Since this bus does not have any air-conditioning, it has another window on the lower deck. Now, all the aircon double decker buses have no window at the lower deck rear. Only the upper deck rear has a window (only applies to certain buses). Just like rear windows on a single decker bus, you get to see the back view of the bus on the lower deck although there is some empty space in between the windows and the back seats. Of course the space in between holds the engine of the bus. Aircon double decker buses do not have a window on the lower deck rear since because it holds the air-con unit. Unfortunately, this bus cannot be upgraded with air-con because it was short in terms of width so it can't support the weight of the bus. Last time, there were non-aircon single decker buses that were retrofitted with aircon. All of them already disappeared by now and the last batch of those buses were recently retired in early 2011.




Spacious Side Facing Seats

Just like typical double decker buses, there are some side-facing seats located near the back of the bus. The reason why these buses have side-facing seats exactly at the same position is because underneath the seats house the tires. Those double decker buses with three axles have longer side-facing seats. Some of the newer, recent models have front and back facing seats just right after the side seats. Those with long legs like me will appreciate the ample space when sitting on these particular row of seats especially when the wind is blowing against the back of your head.




Big Space Behind

What's unique about the side-facing seats found on this bus was that the back of the seats are widely spaced out and totally dusty. If you are seated right at the back, you can even place some of your items here and treat it as a temporary table until you get to your destination. Although, I don't recommend you to do that because it's really very dusty. Still, I like how there's still space here unlike modern double decker buses.




The Lower Deck

After checking out the upper deck, it's time to check out the lower deck. The lower deck looks like a typical double decker bus except for the windows and the classic old style interior. There are not a lot of seats on the lower deck and a big portion of the lower deck is reserved for standing passengers. If the bus takes in more people, they at least have plenty of space to stand during their journey. Since there are insufficient seats at the lower deck, there's always the upper deck. No standing is allowed in the upper deck so it can be easier to walk through the aisles and not have to push and shove your way through.


Back to Boon Lay Bus Interchange

After riding on the same service three times with stops in between, it's time for me to get back to the bus interchange. The picture above shows the junction of Chin Bee Drive and Jalan Boon Lay which are roads that link to the Jurong industrial estates. The bus will turn right and head straight all the way to the bus interchange.
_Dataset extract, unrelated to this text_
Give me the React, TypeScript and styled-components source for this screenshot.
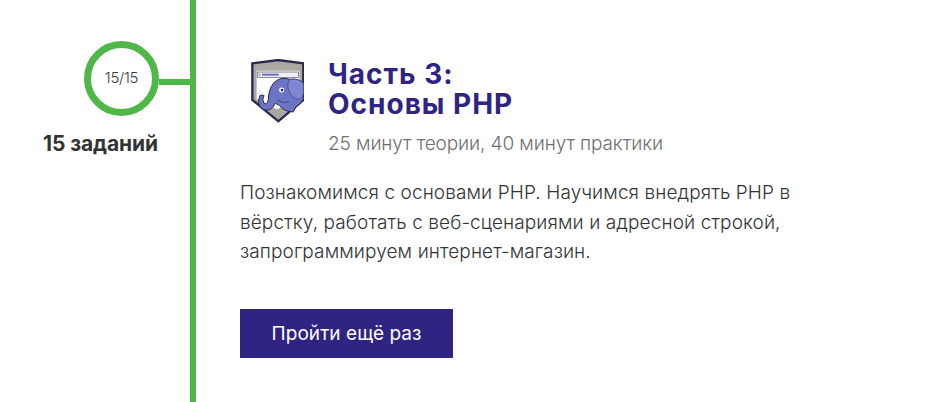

At Boon Lay Bus Interchange, passengers can head to Jurong Point, one of the largest neighbourhood malls in Singapore or they can head back home by taking the MRT from Boon Lay on the East West Line.

Conclusion

Non-Aircon public buses are a dying breed in Singapore. Now, there is approximately 20 left in the SBS Transit bus fleet and they are retiring slowly in the coming months. If you're reading this in March 2013, it's still not too late to take a joyride in them and remind yourself of all the good old days when non-aircon buses still dominate Singapore and that aircon buses were a privilege. Now, it's completely the opposite. Bus fares for non-aircon buses are, unfortunately, higher than they were in the old days. However, it's still worth paying if you still want to ride on them. Do remember that these non-aircon buses have served us for a very long time over the years bringing passengers to their destinations despite the absence of aircon. Let's thank these buses and the drivers for their service and their commitment to get passengers from destinations A to B daily.